Exercise
Can you output the material exactly as written, minus any pictures it holds?

────────────────────────────────────────

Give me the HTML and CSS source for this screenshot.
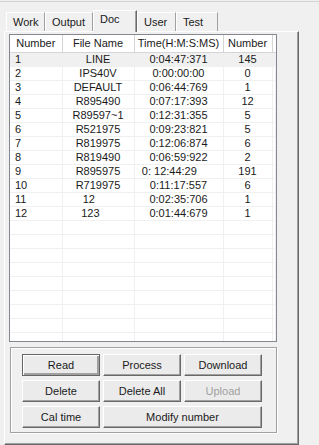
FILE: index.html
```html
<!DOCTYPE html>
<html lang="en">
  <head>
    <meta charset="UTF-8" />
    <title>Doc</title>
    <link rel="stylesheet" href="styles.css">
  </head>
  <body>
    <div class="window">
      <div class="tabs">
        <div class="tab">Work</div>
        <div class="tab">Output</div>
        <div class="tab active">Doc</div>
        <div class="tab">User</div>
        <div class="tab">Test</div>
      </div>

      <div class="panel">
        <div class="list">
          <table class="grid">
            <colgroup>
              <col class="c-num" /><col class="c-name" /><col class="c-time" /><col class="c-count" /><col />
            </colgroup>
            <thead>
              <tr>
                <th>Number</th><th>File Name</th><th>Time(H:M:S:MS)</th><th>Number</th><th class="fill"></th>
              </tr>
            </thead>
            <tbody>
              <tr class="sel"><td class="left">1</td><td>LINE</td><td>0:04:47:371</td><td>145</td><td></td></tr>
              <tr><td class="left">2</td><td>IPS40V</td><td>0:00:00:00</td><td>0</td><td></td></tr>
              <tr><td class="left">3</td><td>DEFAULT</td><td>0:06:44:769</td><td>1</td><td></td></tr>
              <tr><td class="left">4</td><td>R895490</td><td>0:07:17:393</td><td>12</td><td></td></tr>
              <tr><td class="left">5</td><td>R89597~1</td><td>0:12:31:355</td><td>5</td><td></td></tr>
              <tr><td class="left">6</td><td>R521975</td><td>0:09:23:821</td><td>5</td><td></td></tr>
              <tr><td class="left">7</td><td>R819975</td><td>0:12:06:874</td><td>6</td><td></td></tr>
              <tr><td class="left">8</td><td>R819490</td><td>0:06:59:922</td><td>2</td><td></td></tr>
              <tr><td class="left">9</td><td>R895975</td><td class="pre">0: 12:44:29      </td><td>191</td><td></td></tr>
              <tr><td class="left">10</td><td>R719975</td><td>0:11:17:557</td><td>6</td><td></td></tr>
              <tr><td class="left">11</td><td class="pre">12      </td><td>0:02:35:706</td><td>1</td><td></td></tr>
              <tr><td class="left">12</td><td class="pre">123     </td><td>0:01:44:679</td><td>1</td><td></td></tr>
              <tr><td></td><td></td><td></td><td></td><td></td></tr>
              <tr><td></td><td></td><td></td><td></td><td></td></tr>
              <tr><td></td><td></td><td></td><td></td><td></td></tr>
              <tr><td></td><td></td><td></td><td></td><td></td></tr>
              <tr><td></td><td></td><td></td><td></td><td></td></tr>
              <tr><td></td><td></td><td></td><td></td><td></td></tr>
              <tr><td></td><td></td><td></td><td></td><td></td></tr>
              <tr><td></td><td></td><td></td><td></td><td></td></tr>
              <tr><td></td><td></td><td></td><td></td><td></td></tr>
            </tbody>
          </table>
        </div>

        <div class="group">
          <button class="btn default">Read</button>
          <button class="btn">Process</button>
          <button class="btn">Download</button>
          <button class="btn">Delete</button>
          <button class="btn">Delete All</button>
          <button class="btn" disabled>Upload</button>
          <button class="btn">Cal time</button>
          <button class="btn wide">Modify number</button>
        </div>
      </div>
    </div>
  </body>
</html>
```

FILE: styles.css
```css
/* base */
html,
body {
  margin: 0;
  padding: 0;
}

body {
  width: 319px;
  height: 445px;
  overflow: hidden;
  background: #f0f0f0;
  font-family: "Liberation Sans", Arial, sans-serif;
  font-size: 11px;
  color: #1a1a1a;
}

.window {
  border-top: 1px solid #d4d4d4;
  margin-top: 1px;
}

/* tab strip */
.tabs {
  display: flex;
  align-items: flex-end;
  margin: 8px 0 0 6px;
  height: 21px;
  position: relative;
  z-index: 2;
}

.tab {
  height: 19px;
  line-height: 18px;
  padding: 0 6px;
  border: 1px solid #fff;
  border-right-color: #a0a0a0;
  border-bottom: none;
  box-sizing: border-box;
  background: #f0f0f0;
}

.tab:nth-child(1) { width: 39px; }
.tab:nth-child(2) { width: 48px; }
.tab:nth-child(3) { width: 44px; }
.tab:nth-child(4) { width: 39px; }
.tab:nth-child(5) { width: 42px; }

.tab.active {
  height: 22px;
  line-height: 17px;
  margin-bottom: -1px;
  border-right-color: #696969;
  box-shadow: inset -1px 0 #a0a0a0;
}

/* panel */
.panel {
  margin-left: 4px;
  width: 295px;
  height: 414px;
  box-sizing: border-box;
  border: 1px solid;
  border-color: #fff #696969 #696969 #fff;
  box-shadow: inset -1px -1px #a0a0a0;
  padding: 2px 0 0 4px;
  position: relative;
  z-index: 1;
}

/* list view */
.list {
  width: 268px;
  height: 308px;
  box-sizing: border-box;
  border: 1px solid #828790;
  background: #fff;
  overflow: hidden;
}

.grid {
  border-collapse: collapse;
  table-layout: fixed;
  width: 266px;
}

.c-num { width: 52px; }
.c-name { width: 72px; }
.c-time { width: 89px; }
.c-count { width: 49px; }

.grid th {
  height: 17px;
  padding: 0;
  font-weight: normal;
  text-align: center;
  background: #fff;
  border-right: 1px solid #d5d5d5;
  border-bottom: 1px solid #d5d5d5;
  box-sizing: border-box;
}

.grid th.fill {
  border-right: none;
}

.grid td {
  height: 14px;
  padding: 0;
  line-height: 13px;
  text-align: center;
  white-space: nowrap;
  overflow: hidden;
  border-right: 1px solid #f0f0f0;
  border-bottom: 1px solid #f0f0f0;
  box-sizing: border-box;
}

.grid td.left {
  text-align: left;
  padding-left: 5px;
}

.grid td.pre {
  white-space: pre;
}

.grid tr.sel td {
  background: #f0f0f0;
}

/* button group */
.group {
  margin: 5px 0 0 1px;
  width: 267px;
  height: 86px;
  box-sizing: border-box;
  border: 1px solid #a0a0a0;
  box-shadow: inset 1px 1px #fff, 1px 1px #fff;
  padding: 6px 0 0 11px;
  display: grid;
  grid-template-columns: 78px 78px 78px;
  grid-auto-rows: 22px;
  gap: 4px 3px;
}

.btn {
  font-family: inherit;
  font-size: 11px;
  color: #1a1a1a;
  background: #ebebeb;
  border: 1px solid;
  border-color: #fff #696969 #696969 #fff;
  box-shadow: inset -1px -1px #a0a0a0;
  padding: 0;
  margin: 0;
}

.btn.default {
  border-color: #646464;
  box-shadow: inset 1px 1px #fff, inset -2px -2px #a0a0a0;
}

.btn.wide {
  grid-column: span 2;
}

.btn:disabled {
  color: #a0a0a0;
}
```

────────────────────────────────────────

Result
Give me the HTML and CSS source for this screenshot.
FILE: index.html
```html
<!DOCTYPE html>
<html lang="en">
  <head>
    <meta charset="UTF-8" />
    <title>Doc</title>
    <link rel="stylesheet" href="styles.css">
  </head>
  <body>
    <div class="window">
      <div class="tabs">
        <div class="tab">Work</div>
        <div class="tab">Output</div>
        <div class="tab active">Doc</div>
        <div class="tab">User</div>
        <div class="tab">Test</div>
      </div>

      <div class="panel">
        <div class="list">
          <table class="grid">
            <colgroup>
              <col class="c-num" /><col class="c-name" /><col class="c-time" /><col class="c-count" /><col />
            </colgroup>
            <thead>
              <tr>
                <th>Number</th><th>File Name</th><th>Time(H:M:S:MS)</th><th>Number</th><th class="fill"></th>
              </tr>
            </thead>
            <tbody>
              <tr class="sel"><td class="left">1</td><td>LINE</td><td>0:04:47:371</td><td>145</td><td></td></tr>
              <tr><td class="left">2</td><td>IPS40V</td><td>0:00:00:00</td><td>0</td><td></td></tr>
              <tr><td class="left">3</td><td>DEFAULT</td><td>0:06:44:769</td><td>1</td><td></td></tr>
              <tr><td class="left">4</td><td>R895490</td><td>0:07:17:393</td><td>12</td><td></td></tr>
              <tr><td class="left">5</td><td>R89597~1</td><td>0:12:31:355</td><td>5</td><td></td></tr>
              <tr><td class="left">6</td><td>R521975</td><td>0:09:23:821</td><td>5</td><td></td></tr>
              <tr><td class="left">7</td><td>R819975</td><td>0:12:06:874</td><td>6</td><td></td></tr>
              <tr><td class="left">8</td><td>R819490</td><td>0:06:59:922</td><td>2</td><td></td></tr>
              <tr><td class="left">9</td><td>R895975</td><td class="pre">0: 12:44:29      </td><td>191</td><td></td></tr>
              <tr><td class="left">10</td><td>R719975</td><td>0:11:17:557</td><td>6</td><td></td></tr>
              <tr><td class="left">11</td><td class="pre">12      </td><td>0:02:35:706</td><td>1</td><td></td></tr>
              <tr><td class="left">12</td><td class="pre">123     </td><td>0:01:44:679</td><td>1</td><td></td></tr>
              <tr><td></td><td></td><td></td><td></td><td></td></tr>
              <tr><td></td><td></td><td></td><td></td><td></td></tr>
              <tr><td></td><td></td><td></td><td></td><td></td></tr>
              <tr><td></td><td></td><td></td><td></td><td></td></tr>
              <tr><td></td><td></td><td></td><td></td><td></td></tr>
              <tr><td></td><td></td><td></td><td></td><td></td></tr>
              <tr><td></td><td></td><td></td><td></td><td></td></tr>
              <tr><td></td><td></td><td></td><td></td><td></td></tr>
              <tr><td></td><td></td><td></td><td></td><td></td></tr>
            </tbody>
          </table>
        </div>

        <div class="group">
          <button class="btn default">Read</button>
          <button class="btn">Process</button>
          <button class="btn">Download</button>
          <button class="btn">Delete</button>
          <button class="btn">Delete All</button>
          <button class="btn" disabled>Upload</button>
          <button class="btn">Cal time</button>
          <button class="btn wide">Modify number</button>
        </div>
      </div>
    </div>
  </body>
</html>
```

FILE: styles.css
```css
/* base */
html,
body {
  margin: 0;
  padding: 0;
}

body {
  width: 319px;
  height: 445px;
  overflow: hidden;
  background: #f0f0f0;
  font-family: "Liberation Sans", Arial, sans-serif;
  font-size: 11px;
  color: #1a1a1a;
}

.window {
  border-top: 1px solid #d4d4d4;
  margin-top: 1px;
}

/* tab strip */
.tabs {
  display: flex;
  align-items: flex-end;
  margin: 8px 0 0 6px;
  height: 21px;
  position: relative;
  z-index: 2;
}

.tab {
  height: 19px;
  line-height: 18px;
  padding: 0 6px;
  border: 1px solid #fff;
  border-right-color: #a0a0a0;
  border-bottom: none;
  box-sizing: border-box;
  background: #f0f0f0;
}

.tab:nth-child(1) { width: 39px; }
.tab:nth-child(2) { width: 48px; }
.tab:nth-child(3) { width: 44px; }
.tab:nth-child(4) { width: 39px; }
.tab:nth-child(5) { width: 42px; }

.tab.active {
  height: 22px;
  line-height: 17px;
  margin-bottom: -1px;
  border-right-color: #696969;
  box-shadow: inset -1px 0 #a0a0a0;
}

/* panel */
.panel {
  margin-left: 4px;
  width: 295px;
  height: 414px;
  box-sizing: border-box;
  border: 1px solid;
  border-color: #fff #696969 #696969 #fff;
  box-shadow: inset -1px -1px #a0a0a0;
  padding: 2px 0 0 4px;
  position: relative;
  z-index: 1;
}

/* list view */
.list {
  width: 268px;
  height: 308px;
  box-sizing: border-box;
  border: 1px solid #828790;
  background: #fff;
  overflow: hidden;
}

.grid {
  border-collapse: collapse;
  table-layout: fixed;
  width: 266px;
}

.c-num { width: 52px; }
.c-name { width: 72px; }
.c-time { width: 89px; }
.c-count { width: 49px; }

.grid th {
  height: 17px;
  padding: 0;
  font-weight: normal;
  text-align: center;
  background: #fff;
  border-right: 1px solid #d5d5d5;
  border-bottom: 1px solid #d5d5d5;
  box-sizing: border-box;
}

.grid th.fill {
  border-right: none;
}

.grid td {
  height: 14px;
  padding: 0;
  line-height: 13px;
  text-align: center;
  white-space: nowrap;
  overflow: hidden;
  border-right: 1px solid #f0f0f0;
  border-bottom: 1px solid #f0f0f0;
  box-sizing: border-box;
}

.grid td.left {
  text-align: left;
  padding-left: 5px;
}

.grid td.pre {
  white-space: pre;
}

.grid tr.sel td {
  background: #f0f0f0;
}

/* button group */
.group {
  margin: 5px 0 0 1px;
  width: 267px;
  height: 86px;
  box-sizing: border-box;
  border: 1px solid #a0a0a0;
  box-shadow: inset 1px 1px #fff, 1px 1px #fff;
  padding: 6px 0 0 11px;
  display: grid;
  grid-template-columns: 78px 78px 78px;
  grid-auto-rows: 22px;
  gap: 4px 3px;
}

.btn {
  font-family: inherit;
  font-size: 11px;
  color: #1a1a1a;
  background: #ebebeb;
  border: 1px solid;
  border-color: #fff #696969 #696969 #fff;
  box-shadow: inset -1px -1px #a0a0a0;
  padding: 0;
  margin: 0;
}

.btn.default {
  border-color: #646464;
  box-shadow: inset 1px 1px #fff, inset -2px -2px #a0a0a0;
}

.btn.wide {
  grid-column: span 2;
}

.btn:disabled {
  color: #a0a0a0;
}
```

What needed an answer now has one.